Hungarian football needs to learn from history

NOBODY SHOULD be too surprised by the behaviour of some Hungary fans in Budapest, it has been experienced before and the country has a right-wing, very nationalist government that has been in office for 11 years. The ingredients are there for problems.

It is incredible that, in the 21st century, people are defending the actions of some supporters, claiming England are merely making political propaganda out of a sports event. If the Hungarians are happy to see their country portrayed as being totally out of step with modern thinking, then so be it, but their international image will continue to be tarnished while they tolerate racism and bigotry.

England were jeered for taking the knee, a gesture that may have run its course in some respects, but it would be more appropriate to have stopped the game and taken the knee, or even demonstrated after the game to show the Hungarian fans that England had not been phased by the torrent of abuse and debris thrown their way.

It’s a great shame that in a stadium that bears the name of one of the most loved players in world football, Ferenc Puskas, should play host to such unacceptable behaviour. Budapest is a great city and Hungary has a rich footballing heritage, but somehow, the problems that once existed throughout Europe manage to linger on. That’s not to say England, for example, do not have similar problems, because we all know that racism remains in the game – hence the gesture being made by players over the past year or so.

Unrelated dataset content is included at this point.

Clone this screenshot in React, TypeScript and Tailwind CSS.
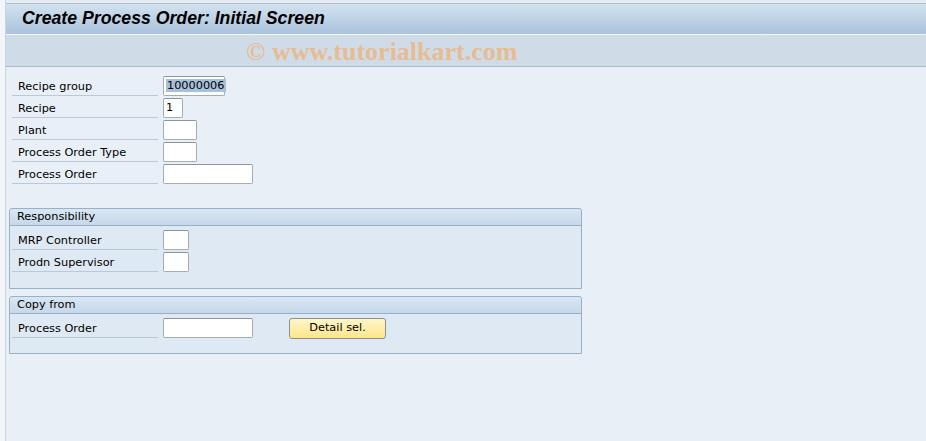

When the pandemic prevented fans from attending games, the belief that football without the fans is a much diluted product seemed a very true assessment of the situation. But in truth, where you have large crowds, you have a diverse range of emotions and beliefs. For every good aspect of spectator sport, there are unpleasant and anti-social elements. In other words, nobody should be fooled into thinking that football crowds are sedate, all-loving vast bodies of people because they are not. The bigger the crowd, the more likely you will hear things you don’t particularly want to hear.

FIFA should punish Hungary for the behaviour of their fans, but this will not make the problem go away. You have to ask yourself why do they do this, why do they jeer black footballers? Hungary itself has suffered from bigotry, racism and anti-semitism in the past – some 500,000 Hungarian Jews died during the second world war. The Hungarian government should do something, but given their political philosophy, is that going to happen?

During Euro 2020, Hungarian fans wore black shirts as they protested about players taking the knee and there were also homophobic banners in the Puskas Arena. Hungary were ordered to play two games behind closed doors as a punishment. Hungary’s foreign minister called UEFA’s decision “pitiful and cowardly”.

While punishments from UEFA and FIFA seem to be quite toothless, perhaps it is time for countries to boycott or introduce sanctions against countries that are unwelcoming to their teams and fans. Banning countries from the World Cup and European Championship, as well as club competitions, would be far more effective. It is 2021, after all. History should have taught us something.